On the Lyricist in Music, Katharina Klement.

I.

To reveal art and conceal the artist is art's aim.

Oscar Wilde

Nothing is more unusual about Katharina Klement than the self-evident. Trailing the sounds, her music approaches an unnameable place of joy: “Come into the open, my friend!”. Her compositions stride through past and present; anticipating things to come they are current as well as timeless through their musical integration of references to different times. Katharina Klement's oeuvre presents itself as an organic combination of acoustic and electronic music – and proves to be a very personal manuscript of the heart.
The present CD is made for an audience that takes time to listen and believes in careful, vulnerable sounds. Just like Alberto Giacometti, who knows how to create a striking wideness even with his smallest figurine sculptures, so does Klement with her most delicate notes that generate such spacious ambiances of sound, inviting the audience to contemplate and listen.

II.


If you’re under ninety, chances are that you’ve spent most of your life listening to electronic music.

Brian Eno

Brian Eno's comment is a pointed remark on the acoustic-musical socialization of at least three generations.
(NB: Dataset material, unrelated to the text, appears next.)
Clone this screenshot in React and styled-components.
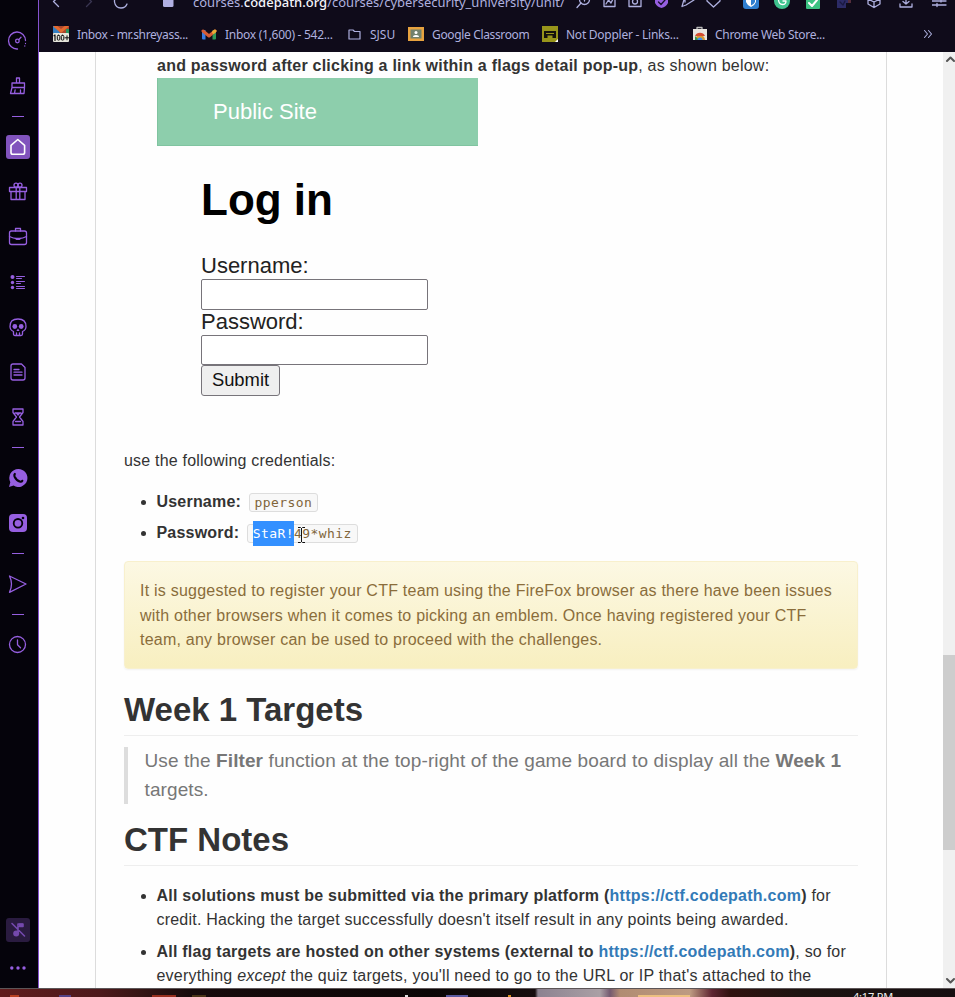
import React from "react";
import styled, { createGlobalStyle } from "styled-components";

const Global = createGlobalStyle`
  * { box-sizing: border-box; }
  html, body { margin: 0; padding: 0; overflow: hidden; background: #05030b; }
`;

const Screen = styled.div`
  width: 955px; height: 997px; display: flex; flex-direction: column; overflow: hidden;
  font-family: "Liberation Sans", Arial, sans-serif;
`;
const Browser = styled.div`
  display: flex; height: 988px; flex: none; min-height: 0;
`;
const Sidebar = styled.nav`
  width: 39px; flex: none; background: #05030b; border-right: 1px solid #8552ce;
  padding: 18.5px 2px 8px 0; display: flex; flex-direction: column; align-items: center;
`;
const SideItem = styled.div`
  height: 45px; width: 36px; flex: none; display: flex; align-items: center; justify-content: center;
`;
const Tile = styled.div`
  width: 24px; height: 24px; border-radius: 3px; background: ${(p) => p.$bg || "transparent"};
  color: ${(p) => p.$fg || "#965fe0"};
`;
const SideDivider = styled.div`
  height: 16px; flex: none; display: flex; align-items: center;
  &::after { content: ""; width: 12px; height: 1px; background: #965fe0; }
`;
const SideBottom = styled.div`
  margin-top: auto; display: flex; flex-direction: column; gap: 14px;
`;
const Svg = styled.svg`
  display: block; width: ${(p) => p.$w || 24}px; height: ${(p) => p.$h || 24}px; flex: none;
  fill: none; stroke: currentColor; stroke-width: 1.3; stroke-linejoin: round; stroke-linecap: round;
`;

const Main = styled.div`flex: 1; min-width: 0; display: flex; flex-direction: column;`;
const Toolbar = styled.header`
  height: 52px; flex: none; background: #0f0b1a; color: #aeb0df;
  font-family: "Noto Sans", "Open Sans", sans-serif;
`;
const AddressRow = styled.div`
  height: 14px; display: flex; align-items: flex-start; overflow: hidden;
`;
const TopSlot = styled.div`
  width: ${(p) => p.$w}px; height: 14px; flex: none; color: ${(p) => p.$fg || "#aeb0df"};
  transform: ${(p) => (p.$flip ? "scaleX(-1)" : "none")};
`;
const Url = styled.div`
  width: 383px; flex: none; font-size: 13px; line-height: 20px; margin-top: -8px; white-space: nowrap;
  letter-spacing: ${(p) => p.$ls}px;
  b { font-weight: 500; color: #f4f4fb; }
`;
const Bookmarks = styled.div`
  height: 38px; display: flex; align-items: center; padding: 2px 0 0 14px;
`;
const Bookmark = styled.div`
  width: ${(p) => p.$w}px; flex: none; display: flex; align-items: center; gap: 8px;
  white-space: nowrap; font-size: 12px; letter-spacing: ${(p) => p.$ls || 0}px;
`;

const Viewport = styled.div`flex: 1; min-height: 0; display: flex; background: #fefefe;`;
const PageArea = styled.div`flex: 1; min-width: 0; padding-left: 56px; overflow: hidden;`;
const Paper = styled.article`
  width: 792px; height: 936px; border: solid #dcdcdc; border-width: 0 1px;
  padding: 2px 28px 0; color: #333; font-size: 16px; letter-spacing: 0.2px; overflow: hidden;
`;
const Line = styled.div`
  height: ${(p) => p.$h || 24}px; line-height: ${(p) => p.$h || 24}px; white-space: nowrap;
  letter-spacing: ${(p) => p.$ls ?? 0.2}px;
`;
const Indented = styled.div`padding-left: 33px;`;
const LoginShot = styled.div`width: 321px; height: 352px; letter-spacing: 0; color: #222;`;
const SiteBanner = styled.div`
  height: 68px; line-height: 68px; padding-left: 55px; font-size: 22px; color: #fff;
  background: #8dceac; border: solid #80c4a0; border-width: 0 0 1px 1px;
`;
const LoginForm = styled.div`padding: 26px 0 0 44px; display: flex; flex-direction: column; align-items: flex-start;`;
const LoginTitle = styled.div`
  font-size: 44px; line-height: 56px; height: 81px; font-weight: bold; color: #000; letter-spacing: ${(p) => p.$ls}px;
`;
const FieldLabel = styled.label`font-size: 22px; line-height: ${(p) => p.$lh}px; height: ${(p) => p.$h}px;`;
const Field = styled.div`
  width: 226.5px; height: ${(p) => p.$h}px; border: 1px solid #77747a; border-radius: 2px; background: #fff;
`;
const SubmitButton = styled.div`
  width: 79px; height: 31px; line-height: 28px; text-align: center; font-size: 18.4px; color: #111;
  border: 1px solid #77747a; border-radius: 3px; background: #efefef;
`;
const Item = styled.div`
  position: relative; padding-left: 32.5px; margin-bottom: ${(p) => p.$mb || 0}px;
  &::before {
    content: ""; position: absolute; left: 17px; top: 10px; width: 5px; height: 5px;
    border-radius: 50%; background: #333;
  }
`;
const Code = styled.code`
  display: inline-block; height: 19px; line-height: 18px; padding: 0 5px; margin-left: ${(p) => p.$ml}px;
  border: 1px solid #ddd; border-radius: 3px; background: #f8f8f8; color: #80653a;
  font: 13px/18px "DejaVu Sans Mono", monospace; letter-spacing: ${(p) => p.$ls}px; vertical-align: 0;
  position: relative;
`;
const Selected = styled.span`background: #3390ff; color: #fff; padding: 5px 0 5px; line-height: 18px;`;
const TextCursor = styled.svg`
  position: absolute; left: 49px; top: 2px; width: 9px; height: 16px; fill: none; stroke: #111; stroke-width: 1;
`;
const Notice = styled.div`
  height: 108px; margin-top: 16px; padding: 17px 15px; color: #8a6d3b; border-radius: 4px;
  background: linear-gradient(#fcf8e3, #f8efc0); border: 1px solid #f8f0cd;
  box-shadow: 0 1px 2px rgba(0,0,0,.05); 
`;
const Heading = styled.h1`
  margin: ${(p) => p.$mt}px 0 0; height: 52px; line-height: 51px; font-size: 33px; font-weight: bold;
  color: #333; border-bottom: 1px solid #eee; white-space: nowrap; letter-spacing: ${(p) => p.$ls}px;
`;
const Quote = styled.blockquote`
  margin: 11px 0 0; height: 57px; padding-left: 16.5px; border-left: 4px solid #ddd; color: #777; font-size: 19px;
`;
const Link = styled.b`color: #337ab7;`;
const Notes = styled.div`margin-top: ${(p) => p.$mt ?? 18}px;`;
const Scrollbar = styled.div`
  width: 12px; flex: none; background: #f0f0f0; color: #555; display: flex; flex-direction: column;
  justify-content: space-between;
`;
const Thumb = styled.div`height: 195px; background: #cdcdcd; margin: 590px 0 auto;`;

const Taskbar = styled.footer`
  height: 9px; flex: none; border-top: 1px solid #5c5557; overflow: hidden; display: flex;
  background: linear-gradient(90deg, #601c1d 0, #4d191b 100px, #351514 140px, #170b0c 190px, #0b0606 430px,
    #160d0e 535px, #8c8290 538px, #aaa0a5 600px, #745a70 610px, #b18c72 620px, #bd9b82 690px, #5e2431 712px,
    #30120f 730px, #1d1411 800px, #150e10 955px);
  padding-left: 10px; color: #eee; font: 11px/14px "Noto Sans", sans-serif;
`;
const TaskMark = styled.div`
  width: ${(p) => p.$w}px; height: 2px; margin: 6px ${(p) => p.$mr}px 0 0; background: ${(p) => p.$c}; flex: none;
`;
const Clock = styled.span`white-space: nowrap; padding-top: 1px; letter-spacing: -0.2px;`;

const f = { fill: "currentColor", stroke: "none" };
const side = {
  gauge: <><path d="M11.500 20A8.500 8.500 0 1 1 19.500 11.500" /><path d="M19.500 14.500v.1M18.800 17v.1" /><circle cx="11.400" cy="12" r="1.800" /><path d="m12.800 10.600 2.200-2.300" /></>,
  broom: <><path d="M10.500 9V4h3v5M6 9h12.500v4.500H6zM6 13.500 4.500 19.500h13.500l.5-6M8.500 19.500l.6-3.500M14.500 19.500V16" /></>,
  home: <><path d="M5 10.300 11.800 4.500l6.800 5.800v7.200q0 1.800-1.800 1.800h-10Q5 19.300 5 17.500z" strokeWidth="1.600" /></>,
  gift: <><path d="M3.500 7.500h17v4h-17zM5 11.500v8h14v-8M10.200 7.500v12M13.800 7.500v12" /><circle cx="10" cy="5.200" r="2" /><circle cx="14" cy="5.200" r="2" /></>,
  work: <><rect x="3.500" y="6" width="17" height="13.500" rx="2" /><path d="M9.500 6V3.500h5V6M3.500 11.500q4 2 7 2h3q3 0 7-2" /><path d="M10.500 14h3" strokeWidth="2" /></>,
  list: <><g {...f}><circle cx="6.500" cy="7" r="2" /><circle cx="6.500" cy="12.500" r="1.700" /><circle cx="6.500" cy="17.500" r="1.700" /></g><path d="M10.500 6.500h8M10.500 8.500h5M10.500 11.500h8M10.500 13.500h4M10.500 16.500h8M10.500 18.500h8" strokeWidth="1" /></>,
  skull: <><path d="M7.500 19v-2.500Q4 15 4 11.500 4 4 12 4t8 7.500q0 3.500-3.500 5V19q0 1.500-1.500 1.500H9q-1.500 0-1.500-1.500z" /><circle cx="8.800" cy="11.500" r="2.400" {...f} /><circle cx="15.200" cy="11.500" r="2.400" {...f} /><path d="m12 13.500 1.600 2.400h-3.200z" {...f} /><path d="M10.500 18v2M13.500 18v2" /></>,
  doc: <><path d="M7 4h8.500L19 7.500V18q0 2-2 2H7q-2 0-2-2V6q0-2 2-2zM8 9.500h5M8 12.200h8M8 15h8" /></>,
  hour: <><path d="M7 4h10v3.500L13.500 12l3.500 4.500V20H7v-3.500l3.500-4.500L7 7.500zM9 8h6M9.500 16.500h5" /><path d="m9.500 8 2.500 3 2.500-3z" {...f} /></>,
  phone: <><path d="M12.300 3a9 9 0 1 1-4.700 16.600L3 21l1.300-4.800A9 9 0 0 1 12.300 3z" {...f} /><path d="M8.800 8q-.8.800-.2 2.600 1.700 4 5.700 5.100 1.400.2 2-.9" stroke="#05030b" strokeWidth="2.200" /></>,
  camera: <><rect x="3" y="3" width="18" height="18" rx="4" {...f} /><circle cx="12" cy="12.300" r="4.300" stroke="#05030b" strokeWidth="1.800" /><circle cx="17" cy="7" r="1.300" fill="#05030b" stroke="none" /></>,
  send: <path d="M3.500 4 20 12 3.500 20.300Q7.500 12 3.500 4z" />,
  clock: <><circle cx="11.500" cy="11.500" r="8" /><path d="M11.500 7v4.800l3 3" /></>,
  mute: <><path d="M12 14V6h5v2.500h-3.500M6 5.500l12.500 12.500" strokeWidth="1.600" /><path d="M13 5.500h4v3.500h-4z" {...f} /><circle cx="10.200" cy="15.500" r="3" {...f} /></>,
  dots: <g {...f}><circle cx="5.800" cy="12" r="1.700" /><circle cx="12" cy="12" r="1.700" /><circle cx="18" cy="12" r="1.700" /></g>,
};
const sideItems = ["gauge", "broom", "-", "home", "gift", "work", "list", "skull", "doc", "hour", "-", "phone", "camera", "-", "send", "-", "clock"];

const SideIcon = ({ name, bg, fg }) => (
  <Tile $bg={bg} $fg={fg}><Svg viewBox="0 0 24 24">{side[name]}</Svg></Tile>
);

const top = {
  back: <path d="m7.500-4-6 5.500L6.500 6.500" />,
  reload: <path d="M1.500-2v4q1 6 6.500 6 4.500 0 6-4" />,
  page: <rect x="0" y="-4" width="10.500" height="11" rx="1.500" {...f} />,
  search: <><circle cx="8.500" cy="-.5" r="5" /><path d="m5 3-4 4.500M8.500-2v3" /></>,
  image: <><path d="M1-2v8.500h11V-2" /><path d="m3 4 2.500-4 2.500 3L10-1" /></>,
  snap: <><path d="M1-2v8.500h12V-2" /><circle cx="7" cy="1.500" r="2.500" /></>,
  shield: <><path d="M0-3h13v6Q11 7 6.500 8 2 7 0 3z" {...f} /><path d="m3.500 2 2.500 2.500 4-4.500" stroke="#17102a" /></>,
  plane: <path d="m1 6.500 2-7M1 6.500l4-1.500 8-5M4-1v3" />,
  heart: <path d="M1-2v3l6.500 6L14 1v-3" />,
  bit: <><rect y="-6" width="16" height="15" rx="3" {...f} /><path d="M3-2h10v4q-1 3-5 5-4-2-5-5z" fill="#fff" stroke="none" /><path d="M8-2h4v4q-1 2-4 3.500z" {...f} /></>,
  gram: <><circle cx="8" cy="1" r="8" {...f} /><path d="M4.500-1q0 5.500 4 5.500Q12 4.500 12 1H9" stroke="#fff" /></>,
  check: <><rect y="-3" width="14" height="12" rx="1" {...f} /><path d="m3 3 3 3 5-6" stroke="#fff" strokeWidth="2" /></>,
  dark: <><path d="M0-3h14v6H9v5H0z" {...f} /><path d="m3 2 3 3 2-4" stroke="#1a1940" /><path d="M11-3h3v6h-3z" fill="#542d3c" stroke="none" /></>,
  cube: <path d="M1-2v6l6 3.500L13 4v-6M1-1l6 3 6-3M7 2v5.500" />,
  down: <path d="M1 4v3h12V4M7-2v6M4 1.500 7 4l3-2.500" />,
  tune: <path d="M0 1h14M0 5h14M9-1v3M5 3.500v3" />,
};
const TopIcon = ({ name, w, fg }) => (
  <TopSlot $w={w} $fg={fg}><Svg $w={16} $h={14} viewBox="0 0 16 14">{top[name]}</Svg></TopSlot>
);

const marks = {
  mail: <><path d="M1 4h3.500v9.500H2q-1 0-1-1z" fill="#367be2" stroke="none" /><path d="M11.500 4H15v8.500q0 1-1 1h-2.500z" fill="#2d9a58" stroke="none" /><path d="M2 5 8 10l6-5" stroke="#d65c35" strokeWidth="3" /><path d="M12.500 6.300 14 5" stroke="#e9ac35" strokeWidth="3" /></>,
  badge: <><path d="M0 0h16v8H0z" fill="#a9472d" stroke="none" /><path d="M0 0h3l4 7H0z" fill="#347fc1" stroke="none" /><path d="m2 0 6 5 6-5" stroke="#e36a2f" strokeWidth="3" /><path d="M13 3h3v5h-3z" fill="#28945c" stroke="none" /><rect y="7" width="16" height="9" rx="1" fill="#e6e6dc" stroke="none" /><path d="M2 9v5.500M1 9.700 2 9" stroke="#111" strokeWidth="1.200" /><rect x="4.300" y="9.300" width="2.500" height="4.800" rx="1" stroke="#111" strokeWidth="1" /><rect x="8.300" y="9.300" width="2.500" height="4.800" rx="1" stroke="#111" strokeWidth="1" /><path d="M12 11.800h4M14 9.800v4" stroke="#111" strokeWidth="1" /></>,
  folder: <path d="M1 4h4l1.500 1.500H12V13H1z" strokeWidth="1.200" />,
  room: <><rect y="1" width="16" height="14" fill="#e7a23f" stroke="none" /><rect x="2.500" y="3.500" width="11" height="9" fill="#71816e" stroke="none" /><circle cx="8" cy="6.500" r="1.500" fill="#fff" stroke="none" /><path d="M5 11q0-2 3-2t3 2z" fill="#fff" stroke="none" /></>,
  doppler: <><rect width="16" height="16" fill="#98951b" stroke="none" /><path d="M2 5h12v7h-3.500V9.500h-5V12H2z" fill="#15120d" stroke="none" /><path d="M4 7h8v1H4z" fill="#98951b" stroke="none" /><path d="M16 13v3h-3z" fill="#fff" stroke="none" /></>,
  store: <><path d="M5 4V1.500h5V4" stroke="#bbb" /><path d="M1 3h14v11H1z" fill="#e7e5e0" stroke="none" /><path d="M3 14a5 5 0 0 1 10 0z" fill="#d79a35" stroke="none" /><path d="M3 10a5.500 5.500 0 0 1 10 0z" fill="#d44b30" stroke="none" /><path d="M3 14v-4l4 4z" fill="#359450" stroke="none" /><path d="M5.500 14a2.500 2.500 0 0 1 5 0z" fill="#368df0" stroke="none" /></>,
};
const bookmarks = [
  ["badge", "Inbox - mr.shreyass...", 148, 16, -0.33], ["mail", "Inbox (1,600) - 542...", 147, 16, -0.27],
  ["folder", "SJSU", 60, 14, 0], ["room", "Google Classroom", 134, 16, -0.35],
  ["doppler", "Not Doppler - Links...", 150, 16, -0.25], ["store", "Chrome Web Store...", 231, 15, -0.3],
];

const site = <Link>https://ctf.codepath.com</Link>;

export default function App() {
  return (
    <Screen>
      <Global />
      <Browser>
        <Sidebar>
          {sideItems.map((n, i) => n === "-" ? <SideDivider key={i} /> : (
            <SideItem key={i}><SideIcon name={n} bg={n === "home" ? "#8153bd" : undefined} fg={n === "home" ? "#fff" : undefined} /></SideItem>
          ))}
          <SideBottom><SideIcon name="mute" bg="#2a1b40" fg="#7449ad" /><SideIcon name="dots" /></SideBottom>
        </Sidebar>
        <Main>
          <Toolbar>
            <AddressRow>
              <TopSlot $w={13} />
              <TopIcon name="back" w={33} />
              <TopSlot $w={28} $fg="#393551"><Svg $w={16} $h={14} viewBox="0 0 16 14"><path d="m.5-4 6 5.500L1.500 6.500" /></Svg></TopSlot>
              <TopIcon name="reload" w={50} />
              <TopIcon name="page" w={30} fg="#b1b0e2" />
              <Url $ls={0}>courses.<b>codepath.org</b>/courses/cybersecurity_university/unit/</Url>
              <TopIcon name="search" w={27} /><TopIcon name="image" w={25} /><TopIcon name="snap" w={27} />
              <TopIcon name="shield" w={26} fg="#965fe0" /><TopIcon name="plane" w={25} /><TopIcon name="heart" w={37} />
              <TopIcon name="bit" w={31} fg="#2f7fd0" /><TopIcon name="gram" w={32} fg="#3fc38e" />
              <TopIcon name="check" w={31} fg="#3dc282" /><TopIcon name="dark" w={30} fg="#2c2b66" />
              <TopIcon name="cube" w={32} /><TopIcon name="down" w={33} /><TopIcon name="tune" w={16} />
            </AddressRow>
            <Bookmarks>
              {bookmarks.map(([icon, text, w, iw, ls]) => (
                <Bookmark key={text} $w={w} $ls={ls}>
                  <Svg $w={iw} $h={16} viewBox={`0 0 ${iw} 16`}>{marks[icon]}</Svg>{text}
                </Bookmark>
              ))}
              <Svg $w={12} $h={12} viewBox="0 0 12 12"><path d="m1.500 2.500 3 3.500-3 3.500M5.500 2.500l3 3.500-3 3.500" strokeWidth="1.100" /></Svg>
            </Bookmarks>
          </Toolbar>
          <Viewport>
            <PageArea>
              <Paper>
                <Indented>
                  <Line $ls={0.23}><b>and password after clicking a link within a flags detail pop-up</b>, as shown below:</Line>
                  <LoginShot>
                    <SiteBanner>Public Site</SiteBanner>
                    <LoginForm>
                      <LoginTitle $ls={0}>Log in</LoginTitle>
                      <FieldLabel $lh={26} $h={26}>Username:</FieldLabel><Field $h={31} />
                      <FieldLabel $lh={24} $h={25}>Password:</FieldLabel><Field $h={30} />
                      <SubmitButton>Submit</SubmitButton>
                    </LoginForm>
                  </LoginShot>
                </Indented>
                <Notes $mt={19}>
                  <Line>use the following credentials:</Line>
                </Notes>
                <Notes $mt={17}>
                  <Item $mb={7}><Line><b>Username:</b><Code $ml={7.5} $ls={0.42}>pperson</Code></Line></Item>
                  <Item><Line><b>Password:</b><Code $ml={7.5} $ls={0.42}><Selected>StaR!</Selected>49*whiz
                    <TextCursor viewBox="0 0 9 16"><path d="M1 .5h2.500l1 1 1-1H8M4.500 1v14M1 15.500h2.500l1-1 1 1H8" /></TextCursor>
                  </Code></Line></Item>
                </Notes>
                <Notice>
                  <Line $h={24.5} $ls={0.23}>It is suggested to register your CTF team using the FireFox browser as there have been issues</Line>
                  <Line $h={24.5} $ls={0.23}>with other browsers when it comes to picking an emblem. Once having registered your CTF</Line>
                  <Line $h={24.5} $ls={0.23}>team, any browser can be used to proceed with the challenges.</Line>
                </Notice>
                <Heading $mt={15} $ls={0}>Week 1 Targets</Heading>
                <Quote>
                  <Line $h={28.5} $ls={0.1}>Use the <b>Filter</b> function at the top-right of the game board to display all the <b>Week 1</b></Line>
                  <Line $h={28.5} $ls={0.1}>targets.</Line>
                </Quote>
                <Heading $mt={10} $ls={0}>CTF Notes</Heading>
                <Notes>
                  <Item $mb={8}>
                    <Line $ls={0.24}><b>All solutions must be submitted via the primary platform ({site})</b> for</Line>
                    <Line $ls={0.21}>credit. Hacking the target successfully doesn't itself result in any points being awarded.</Line>
                  </Item>
                  <Item>
                    <Line $ls={0.23}><b>All flag targets are hosted on other systems (external to {site})</b>, so for</Line>
                    <Line $ls={0.215}>everything <i>except</i> the quiz targets, you'll need to go to the URL or IP that's attached to the</Line>
                  </Item>
                </Notes>
              </Paper>
            </PageArea>
            <Scrollbar>
              <Svg $w={12} $h={13} viewBox="0 0 12 13"><path d="m4 9 3.500-3.500L11 9" strokeWidth="2" /></Svg>
              <Thumb />
              <Svg $w={12} $h={14} viewBox="0 0 12 14"><path d="m4 5 3.500 3.500L11 5" strokeWidth="2" /></Svg>
            </Scrollbar>
          </Viewport>
        </Main>
      </Browser>
      <Taskbar>
        <TaskMark $w={9} $mr={40} $c="#b84022" /><TaskMark $w={12} $mr={81} $c="#554286" />
        <TaskMark $w={24} $mr={16} $c="#98301f" /><TaskMark $w={14} $mr={199} $c="#4a3518" />
        <TaskMark $w={3} $mr={38} $c="#ddd" /><TaskMark $w={22} $mr={40} $c="#5b5aa0" />
        <TaskMark $w={3} $mr={127} $c="#d89020" /><TaskMark $w={52} $mr={163} $c="#edc080" />
        <Clock>4:17 PM</Clock>
      </Taskbar>
    </Screen>
  );
}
All musical genres are affected by electricity-bound procedures, molded by them, dependent on them. The electronic era has revolutionized the means by which music is created, conveyed, and heard. In the last decades, microphones, amplifiers, speakers, and recording and playback devices have become the central terms on all levels of music production, reception and perception. Musical performance practices that were centuries old have been pulled into a maelstrom of crisis-ridden changes that can be characterized roughly as rivalry between scriptural musical culture and neo-oral techniques of composition and play. Since that time, composition, improvisation and electronics have eyed each other suspiciously, not only because of their different contents, components and production methods, but also because of their respective positions within societal and socio-cultural hierarchies. And still it is these three musical spheres that represent the three sound axis that run through Katharina Klement's compositional career – three spheres that the composer melds together in marvelous ways, to be heard in the six pieces of the CD production at hand.

III.
What I have to say - I try to say it in my pieces.

Katharina Klement

Katharina Klement studied the flow of musical and technological developments precisely and analyzed them with a discerning eye; she used different notation techniques to record her compositions, with and without written repositories; in her written compositions she didn't only use traditional notation systems, but took on - and advanced - a number of indeterminate composition techniques and their notation systems as well, styles that were developed in the 1950ies but by-and-large remained relatively unpopular; she contributed to refining the term 'improvisation', to conceive of it also as a form of spontaneous maintenance of one's own creative sound repertoire; and she honed the tones of her musical-electronic equipment for a long time until they assumed a personal, haptic-sensory quality. What sounds effortless now, the composition of musical poems that distinguish her style, is in fact the result of laborious exploratory sound analysis. Over years she probed the triumvirate of composition, improvisation and electronics in painstaking detail, working to loosen the strict parameters of classification (in relation to form, material and content), until they became one – forming her personal constellation.

IV.
If there is a key, a gateway to the spirit of all music, one should look for it in the related fields of art.

Curt Sachs



One major theme in Katharina Klement's creative production revolves around “sound installations” and “music in public spaces”. These works are distinctly affected and enhanced by her experiences with dance, literature, film and videography as well as with fine arts, especially in plastics and sculpture. In reference to the 10-channel sound installation Beton (“concrete”) from 2000, which is concerned with the metamorphosis of liquid material to rigid structures, Klement remarks: “Sound transformation – especially with electronic devices – means working with multi-dimensional phenomena, and is comparable to sculptural work”. Her space-sound compositions are electro-acoustic sculptures in space and time. She knows that the impact of space cannot be reproduced on tape, so in that segment of her creative work her CD releases are transformations, recreations - in fact, independent works of art.

V.
But where danger is, rescue grows as well.



Hölderlin

Klement's impact rests on her unbending aspiration to personal artistic expression. Somewhere inside her pieces – which are often quiet, restrained and introverted, but frequently roughened up by unexpected eruptions - a strong and arousing place of refuge can be found. Her art is a place of comforting insecurity, of danger and conscience, both complex and simple, graceful, concise, enigmatic. Beauty and doubt, perfectly cast into a musical form: That is mastery. Despite all reflections on composition and ingredients that shape her work, one listening remains quite incapable to discern the secret behind the fascinating power of the sound universes she creates. Nothing is more self-evident about Katharina Klement than the unusual.